Stories about cool events I've attended, musings about social media and other technology, and commentary about people, issues, ideas, whatever. I've had a web site since 1994, at my own domain since 1997, and switched it to blog format in 2005. Now, in 2008, I've added labels, shuffled things around a bit and fixed some style and UI quirks - hence 2.1. Watch for more widgets and microformats....
The DNC Convention has certainly been an interesting event, made even more so by the role I've played in exposing edweek.org's expanded coverage, and by my friend who spoke there.
Then on opening night, my friend Margie Perez spoke at the convention. Margie was great — she talked about the impact of Katrina on her and on New Orleans, the lame response by the Bush Administration, and the help she got from Habitat for Humanity, and her smile was a mile across. She then introduced a video narrated by Jimmy Carter with more about the project. Her blog posts describing the experience are priceless (part 1) (part 2). Another friend, Armand Lione, posted the YouTube video you see above.

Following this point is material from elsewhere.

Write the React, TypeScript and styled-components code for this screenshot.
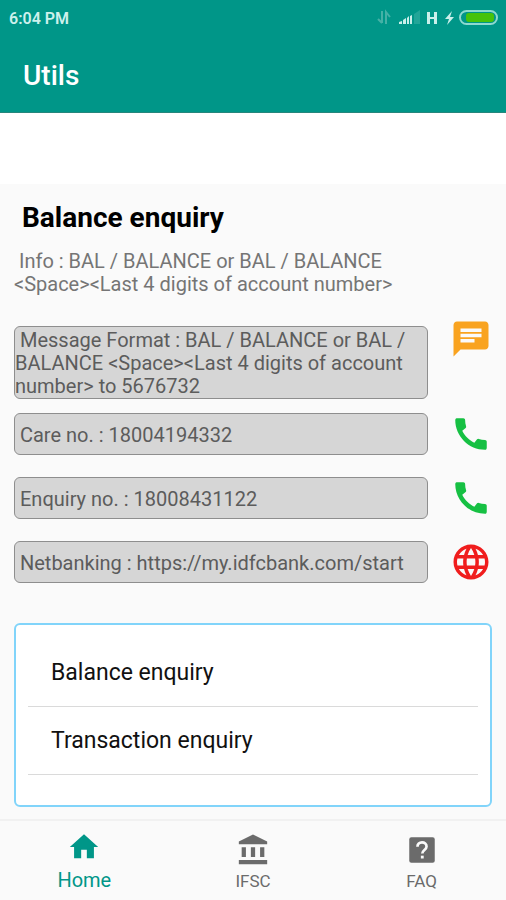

I fortuitously followed a tweet from Cool Cat Teacher about a contest to write book reviews within the 140-character limitation imposed by Twitter. The deadline is this Wednesday, July 26, and there are prizes.
Here are my two entries, plus one for a movie that's technically not eligible (you could say my review is of the comic book, but it's really not):
1984 - Winston Smith tastes freedom and steamy sex. Big Brother comes crashing in. Status quo: perpetual war on terror; same war, new enemy.
Crime and Punishment - Raskolnikov plans and executes the "perfect crime." Guilt gnaws, he confesses, goes to jail, falls in love.
Iron Man - arrogant-jerk arms merchant Tony Stark: kidnapped by terrorists, turns peacenik, stomps baddies. He is Iron Man.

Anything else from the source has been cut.